Menina de Ouro (Million Dollar Baby), de Clint Eastwood (EUA)
Por Gilberto Silva Jr.
Menina de Ouro (Million Dollar Baby, 2004), pode ser considerado um par praticamente perfeito comSobre Meninos e Lobos (2003), filme que o antecede na obra de Clint Eastwood, no que concerne a um retrato dos sentimentos essenciais ao ser humano. Se em Sobre Meninos e Lobos tínhamos uma investigação sobre as raízes do ódio e suas conseqüências, em Menina de Ouro Eastwood retrata o amor em suas manifestações mais profundas.
Então temos aqui o amor em sua forma mais crua e brutal, impulso que determina todos os atos de uma vida, motivando a dura rotina de Maggie, Frankie e Scrap. Figuras desiludidas que pouco ou nada possuem além da paixão quase instintiva pelo boxe. Este, descrito pela narração em off que pontua o filme como "um ato anti-natural porque tudo que o envolve se dá de trás para frente", acaba se caracterizando, justamente por essa razão, como principal catalisador dos sentimentos dos protagonistas em seu cotidiano, exceto pelo boxe, vazio e vivido à distância de qualquer traço da realização idealizada do "sonho americano".
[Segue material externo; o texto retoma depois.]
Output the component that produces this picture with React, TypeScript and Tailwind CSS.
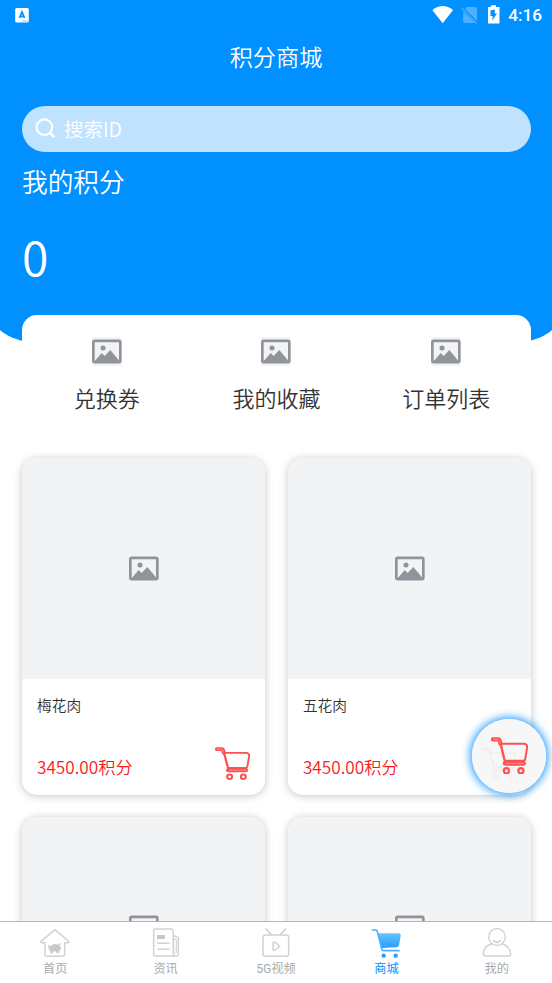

O trio vai formar, a seu modo, uma família, que espelha duas questões presentes em maior ou menor escala em quase todos os filmes dirigidos por Clint Eastwood, em especial a partir de Os Imperdoáveis (1992): o envelhecimento e as relações de paternidade. Mais intensamente na figura de Frankie, o treinador que sublima na relação com seus pupilos a frustração do abandono por parte da filha que o ignora, tornando-se para seus atletas um pai superprotetor que os impede de voar avante pelo puro medo de perdê-los. Ao deparar-se com Maggie, Frankie vai aos poucos libertando-se desse sentimento quase egoísta e redescobrindo um afeto recíproco, capaz de levá-lo, na conclusão do filme, ao ato de amor mais intenso e radical.
Clint Eastwood concebe seu filme de forma a refletir toda a existência desesperançada de suas personagens. Não somente na fotografia e na direção de arte, que criam uma ambientação dominada por tons neutros e escuros, onde as cores vivas somente aparecem na indumentária referente ao boxe: luvas, uniformes, cordas do ringue. Mas principalmente nos cortes secos da montagem e na criação de planos que impõem uma sobriedade quase franciscana, digna de um cineasta que, mais que nenhum outro no cinema atual, veio a herdar e dominar os preceitos da narrativa clássica propagada pelos grandes mestres do período áureo de Hollywood. Acaba, desse modo, criando uma comovente obra-prima onde a emoção se manifesta em suas formas mais puramente essenciais.